[BEGIN]
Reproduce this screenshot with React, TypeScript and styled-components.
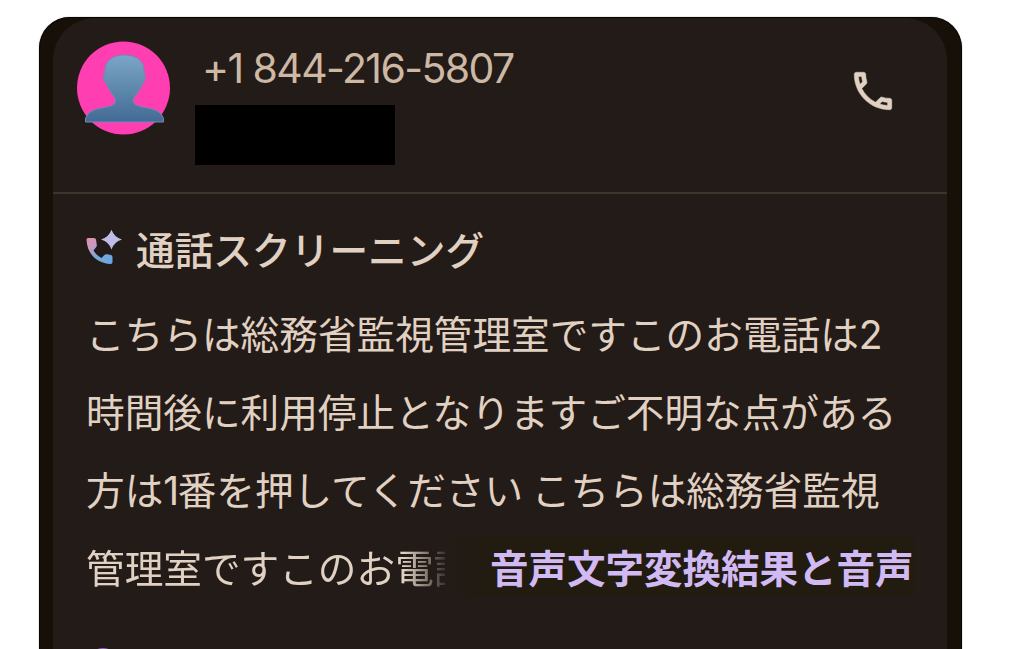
import styled, { createGlobalStyle, css } from 'styled-components'

const colors = {
  frame: '#171008',
  panel: '#231b17',
  rule: '#3f342b',
  text: '#e0d1c2',
  number: '#cdb8a4',
  link: '#d1b9f3',
  fade: '#221b10',
}

const GlobalStyle = createGlobalStyle`
  body {
    background: #fff;
    margin: 0;
    overflow: hidden;
  }

  * {
    box-sizing: border-box;
  }
`

const Page = styled.main`
  font-family: 'Noto Sans CJK JP', sans-serif;
  height: 649px;
  overflow: hidden;
  padding: 17px 62px 0 39px;
  width: 1024px;
`

const Frame = styled.div`
  background: ${colors.frame};
  border: 1px solid #080604;
  border-bottom: 0;
  border-radius: 31px 31px 0 0;
  box-shadow: 0 0 1px #444;
  height: 632px;
  padding: 0 14px 0 13px;
`

const Panel = styled.section`
  background: ${colors.panel};
  border-radius: 42px 42px 0 0;
  height: 631px;
  overflow: hidden;
`

const Header = styled.header`
  border-bottom: 2px solid ${colors.rule};
  display: flex;
  height: 176px;
  padding: 22px 49px 0 21px;
`

const Avatar = styled.svg`
  flex: none;
  height: 96px;
  width: 98px;
`

const Caller = styled.div`
  flex: 1;
  margin-left: 23px;
`

const PhoneNumber = styled.div`
  color: ${colors.number};
  font-family: 'Inter', sans-serif;
  font-size: 41px;
  height: 65px;
  letter-spacing: -1.6px;
  line-height: 56px;
  padding-left: 7px;
  white-space: nowrap;
`

const Redacted = styled.div`
  background: #000;
  height: 60px;
  width: 200px;
`

const CallIcon = styled.svg`
  flex: none;
  height: 50px;
  margin-top: 26px;
  width: 50px;
`

const Transcript = styled.div`
  padding-left: 33px;
`

const Heading = styled.h1`
  align-items: center;
  color: ${colors.text};
  display: flex;
  font-size: 38.7px;
  font-weight: 500;
  height: 60px;
  line-height: 60px;
  margin: 24px 0 0;
`

const ScreenIcon = styled.svg`
  height: 40px;
  margin: 4px 10px 0 -1px;
  width: 41px;
`

const Line = styled.p<{ $last?: boolean }>`
  color: ${colors.text};
  font-size: 38.65px;
  height: 78px;
  line-height: 78px;
  margin: 0;
  white-space: nowrap;

  ${({ $last }) => $last && css`
    display: flex;
  `}
`

const Lines = styled.div`
  margin-top: 15px;
`

const Narrow = styled.span`
  font-family: 'Inter', sans-serif;
  font-size: 39px;
  letter-spacing: -1.5px;
`

const Faded = styled.span`
  mask-image: linear-gradient(90deg, #000 318px, transparent 366px);
  overflow: hidden;
  width: 359px;
`

const MoreLink = styled.a`
  background: linear-gradient(90deg, transparent, ${colors.fade} 45px);
  color: ${colors.link};
  font-size: 38.5px;
  font-weight: 700;
  height: 62px;
  line-height: 62px;
  margin-top: 8px;
  padding-left: 45px;
`

const Accent = styled.div`
  border: 3px solid #8e62bd;
  border-radius: 50%;
  height: 32px;
  margin: 43px 0 0 1px;
  width: 32px;
`

const App = () => (
  <>
    <GlobalStyle />
    <Page>
      <Frame>
        <Panel>
          <Header>
            <Avatar viewBox="0 0 98 96">
              <defs>
                <linearGradient id="bust" x1="0" y1="0" x2="0" y2="1">
                  <stop offset="0" stopColor="#7ba6c6" />
                  <stop offset="1" stopColor="#416b94" />
                </linearGradient>
              </defs>
              <circle cx="49.5" cy="48" r="46.5" fill="#ff3eb1" />
              <path
                d="M11.5 82V79C13 73 18 70 25 68.500C34 66.500 41 66 41.500 61C41.500 57 36 53 32.500 44C29 40 28.500 36 31 32C30 21 39 15 50.500 15C62 15 71 21 70 32C72 36 71.500 40 68.500 44C65 53 59 57 59 61C60 66 67 66.500 76 68.500C83 70 88 73 89.500 79V82Z"
                fill="url(#bust)"
                stroke="#7786b9"
                strokeWidth="1"
              />
            </Avatar>
            <Caller>
              <PhoneNumber>+1 844-216-5807</PhoneNumber>
              <Redacted />
            </Caller>
            <CallIcon viewBox="0 0 24 24" fill={ colors.text } stroke={ colors.text } strokeWidth=".25">
              <path d="M6.540 5c.06.890.210 1.760.450 2.590l-1.200 1.200c-.410-1.200-.670-2.470-.760-3.790h1.510m9.860 12.020c.850.240 1.720.390 2.600.450v1.490c-1.320-.090-2.590-.350-3.800-.750l1.200-1.190M7.500 3H4c-.550 0-1 .450-1 1 0 9.390 7.610 17 17 17 .550 0 1-.450 1-1v-3.490c0-.550-.450-1-1-1-1.240 0-2.450-.200-3.570-.570-.100-.040-.210-.050-.310-.050-.260 0-.510.100-.710.290l-2.200 2.200c-2.830-1.450-5.150-3.760-6.590-6.590l2.200-2.200c.280-.280.360-.670.250-1.020C8.700 6.450 8.500 5.250 8.500 4c0-.550-.450-1-1-1z" />
            </CallIcon>
          </Header>
          <Transcript>
            <Heading>
              <ScreenIcon viewBox="0 0 41 40">
                <defs>
                  <linearGradient id="call" x1="0" y1="0" x2=".75" y2="1">
                    <stop offset="0" stopColor="#e58dab" />
                    <stop offset=".3" stopColor="#c99bc2" />
                    <stop offset=".65" stopColor="#78a8d8" />
                    <stop offset="1" stopColor="#6aa8e2" />
                  </linearGradient>
                </defs>
                <path
                  d="M1.500 9.500Q1.500 8 3 8H9Q10.500 8 11 9.500L11.800 15Q12 16 11.200 17L8.500 20.500Q11.500 25.500 16.500 28L19.500 25Q20.500 24 22 24.300L26 25Q27.500 25.500 27.500 27V32Q27.500 34 25.500 34C11 33 2 23.500 1.500 9.500Z"
                  fill="url(#call)"
                />
                <path d="M26.500-.5Q28.800 7 37 9.500Q28.800 12 26.500 19.500Q24.200 12 16 9.500Q24.200 7 26.500-.5Z" fill="#bfbcea" />
              </ScreenIcon>
              通話スクリーニング
            </Heading>
            <Lines>
              <Line>こちらは総務省監視管理室ですこのお電話は<Narrow>2</Narrow></Line>
              <Line>時間後に利用停止となりますご不明な点がある</Line>
              <Line>方は<Narrow>1</Narrow>番を押してください こちらは総務省監視</Line>
              <Line $last>
                <Faded>管理室ですこのお電話</Faded>
                <MoreLink>音声文字変換結果と音声</MoreLink>
              </Line>
            </Lines>
            <Accent />
          </Transcript>
        </Panel>
      </Frame>
    </Page>
  </>
)

export default App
[END]
#### The task:
Pictures are excluded; output everything else in the data verbatim.

#### Solution to the exercise:
Reproduce this screenshot with React, TypeScript and styled-components.
import styled, { createGlobalStyle, css } from 'styled-components'

const colors = {
  frame: '#171008',
  panel: '#231b17',
  rule: '#3f342b',
  text: '#e0d1c2',
  number: '#cdb8a4',
  link: '#d1b9f3',
  fade: '#221b10',
}

const GlobalStyle = createGlobalStyle`
  body {
    background: #fff;
    margin: 0;
    overflow: hidden;
  }

  * {
    box-sizing: border-box;
  }
`

const Page = styled.main`
  font-family: 'Noto Sans CJK JP', sans-serif;
  height: 649px;
  overflow: hidden;
  padding: 17px 62px 0 39px;
  width: 1024px;
`

const Frame = styled.div`
  background: ${colors.frame};
  border: 1px solid #080604;
  border-bottom: 0;
  border-radius: 31px 31px 0 0;
  box-shadow: 0 0 1px #444;
  height: 632px;
  padding: 0 14px 0 13px;
`

const Panel = styled.section`
  background: ${colors.panel};
  border-radius: 42px 42px 0 0;
  height: 631px;
  overflow: hidden;
`

const Header = styled.header`
  border-bottom: 2px solid ${colors.rule};
  display: flex;
  height: 176px;
  padding: 22px 49px 0 21px;
`

const Avatar = styled.svg`
  flex: none;
  height: 96px;
  width: 98px;
`

const Caller = styled.div`
  flex: 1;
  margin-left: 23px;
`

const PhoneNumber = styled.div`
  color: ${colors.number};
  font-family: 'Inter', sans-serif;
  font-size: 41px;
  height: 65px;
  letter-spacing: -1.6px;
  line-height: 56px;
  padding-left: 7px;
  white-space: nowrap;
`

const Redacted = styled.div`
  background: #000;
  height: 60px;
  width: 200px;
`

const CallIcon = styled.svg`
  flex: none;
  height: 50px;
  margin-top: 26px;
  width: 50px;
`

const Transcript = styled.div`
  padding-left: 33px;
`

const Heading = styled.h1`
  align-items: center;
  color: ${colors.text};
  display: flex;
  font-size: 38.7px;
  font-weight: 500;
  height: 60px;
  line-height: 60px;
  margin: 24px 0 0;
`

const ScreenIcon = styled.svg`
  height: 40px;
  margin: 4px 10px 0 -1px;
  width: 41px;
`

const Line = styled.p<{ $last?: boolean }>`
  color: ${colors.text};
  font-size: 38.65px;
  height: 78px;
  line-height: 78px;
  margin: 0;
  white-space: nowrap;

  ${({ $last }) => $last && css`
    display: flex;
  `}
`

const Lines = styled.div`
  margin-top: 15px;
`

const Narrow = styled.span`
  font-family: 'Inter', sans-serif;
  font-size: 39px;
  letter-spacing: -1.5px;
`

const Faded = styled.span`
  mask-image: linear-gradient(90deg, #000 318px, transparent 366px);
  overflow: hidden;
  width: 359px;
`

const MoreLink = styled.a`
  background: linear-gradient(90deg, transparent, ${colors.fade} 45px);
  color: ${colors.link};
  font-size: 38.5px;
  font-weight: 700;
  height: 62px;
  line-height: 62px;
  margin-top: 8px;
  padding-left: 45px;
`

const Accent = styled.div`
  border: 3px solid #8e62bd;
  border-radius: 50%;
  height: 32px;
  margin: 43px 0 0 1px;
  width: 32px;
`

const App = () => (
  <>
    <GlobalStyle />
    <Page>
      <Frame>
        <Panel>
          <Header>
            <Avatar viewBox="0 0 98 96">
              <defs>
                <linearGradient id="bust" x1="0" y1="0" x2="0" y2="1">
                  <stop offset="0" stopColor="#7ba6c6" />
                  <stop offset="1" stopColor="#416b94" />
                </linearGradient>
              </defs>
              <circle cx="49.5" cy="48" r="46.5" fill="#ff3eb1" />
              <path
                d="M11.5 82V79C13 73 18 70 25 68.500C34 66.500 41 66 41.500 61C41.500 57 36 53 32.500 44C29 40 28.500 36 31 32C30 21 39 15 50.500 15C62 15 71 21 70 32C72 36 71.500 40 68.500 44C65 53 59 57 59 61C60 66 67 66.500 76 68.500C83 70 88 73 89.500 79V82Z"
                fill="url(#bust)"
                stroke="#7786b9"
                strokeWidth="1"
              />
            </Avatar>
            <Caller>
              <PhoneNumber>+1 844-216-5807</PhoneNumber>
              <Redacted />
            </Caller>
            <CallIcon viewBox="0 0 24 24" fill={ colors.text } stroke={ colors.text } strokeWidth=".25">
              <path d="M6.540 5c.06.890.210 1.760.450 2.590l-1.200 1.200c-.410-1.200-.670-2.470-.760-3.790h1.510m9.860 12.020c.850.240 1.720.390 2.600.450v1.490c-1.320-.090-2.590-.350-3.800-.750l1.200-1.190M7.500 3H4c-.550 0-1 .450-1 1 0 9.390 7.610 17 17 17 .550 0 1-.450 1-1v-3.490c0-.550-.450-1-1-1-1.240 0-2.450-.200-3.570-.570-.100-.040-.210-.050-.310-.050-.260 0-.510.100-.710.290l-2.200 2.200c-2.830-1.450-5.150-3.760-6.590-6.590l2.200-2.200c.280-.280.360-.670.250-1.020C8.700 6.450 8.500 5.250 8.500 4c0-.550-.450-1-1-1z" />
            </CallIcon>
          </Header>
          <Transcript>
            <Heading>
              <ScreenIcon viewBox="0 0 41 40">
                <defs>
                  <linearGradient id="call" x1="0" y1="0" x2=".75" y2="1">
                    <stop offset="0" stopColor="#e58dab" />
                    <stop offset=".3" stopColor="#c99bc2" />
                    <stop offset=".65" stopColor="#78a8d8" />
                    <stop offset="1" stopColor="#6aa8e2" />
                  </linearGradient>
                </defs>
                <path
                  d="M1.500 9.500Q1.500 8 3 8H9Q10.500 8 11 9.500L11.800 15Q12 16 11.200 17L8.500 20.500Q11.500 25.500 16.500 28L19.500 25Q20.500 24 22 24.300L26 25Q27.500 25.500 27.500 27V32Q27.500 34 25.500 34C11 33 2 23.500 1.500 9.500Z"
                  fill="url(#call)"
                />
                <path d="M26.500-.5Q28.800 7 37 9.500Q28.800 12 26.500 19.500Q24.200 12 16 9.500Q24.200 7 26.500-.5Z" fill="#bfbcea" />
              </ScreenIcon>
              通話スクリーニング
            </Heading>
            <Lines>
              <Line>こちらは総務省監視管理室ですこのお電話は<Narrow>2</Narrow></Line>
              <Line>時間後に利用停止となりますご不明な点がある</Line>
              <Line>方は<Narrow>1</Narrow>番を押してください こちらは総務省監視</Line>
              <Line $last>
                <Faded>管理室ですこのお電話</Faded>
                <MoreLink>音声文字変換結果と音声</MoreLink>
              </Line>
            </Lines>
            <Accent />
          </Transcript>
        </Panel>
      </Frame>
    </Page>
  </>
)

export default App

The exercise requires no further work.